Let's also look at methodology:

The graph is compiled from compiled browser statistics with an n of millions, those statistics derived from browser cookies and tracked data.

Your boyfriend's graph is a self-reported survey with an n of 100 where "meat popsicle" is an acceptable gender.

You might be interested to know that rigorous data is available; however, because Hubski isn't in the top million websites on the internet the data is pretty noisy even when collected properly (for example, according to Alexa, the #3 search term linking to Hubski is "wombat poop").

Nonetheless, a comparison can be drawn if we compare informationisbeautiful, google ad info and alexa data for one site, let's go with Pinterest:

Informationisbeautiful:--------------72/28 Google Display Network:------------ 68/32 Alexa:-----------------------------------

(Males under-represented, confidence high; females over-represented, confidence high)

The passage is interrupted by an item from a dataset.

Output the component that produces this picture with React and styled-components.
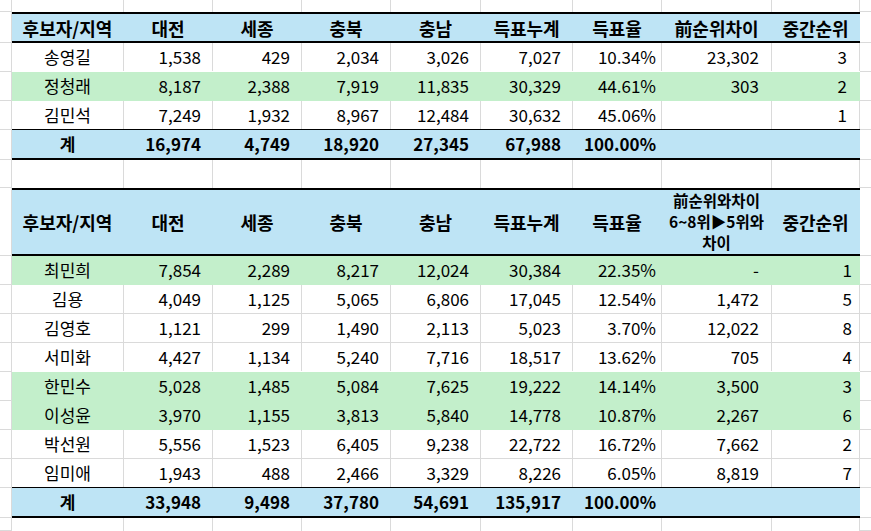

Seems about right - according to Alexa, there's half as many men as there are women on Pinterest, or around a 66/33 split. Shall we see what Alexa has to say about Hubski, "wombat poop" aside?

(males greatly over-represented, confidence low; females greatly under-represented, confidence low - there's that wombat poop for ya)

In other words, worse than Reddit (Confidence high)

But better than 4chan (confidence high):

So data can be had, and it can be had in twenty minutes of searching. It's not perfect data, and it's not uncontroversial data, but it's substantially better data than a self-reported pie chart with an n of 100 that says far more clearly that women don't like to take surveys and kids under 15 do. Really, the survey says what self-reported surveys always say: some people take more surveys than others.

I didn't participate in the survey because, as the founder of /r/favors, I oversee 5-10 self-reported surveys a week about anything and everything and know full well that outside of statistics 101 they aren't applicable to anything. it is fundamentally, patently obvious to anyone and everyone that your survey reflects what we knew over a year ago: everyone is from Reddit.

Good, bad, indifferent, who knows? If we're going to demand that the entire site demographics change because our girlfriend got her feelings hurt, on the other hand, let's inject a little bit of rigor into the data, shall we?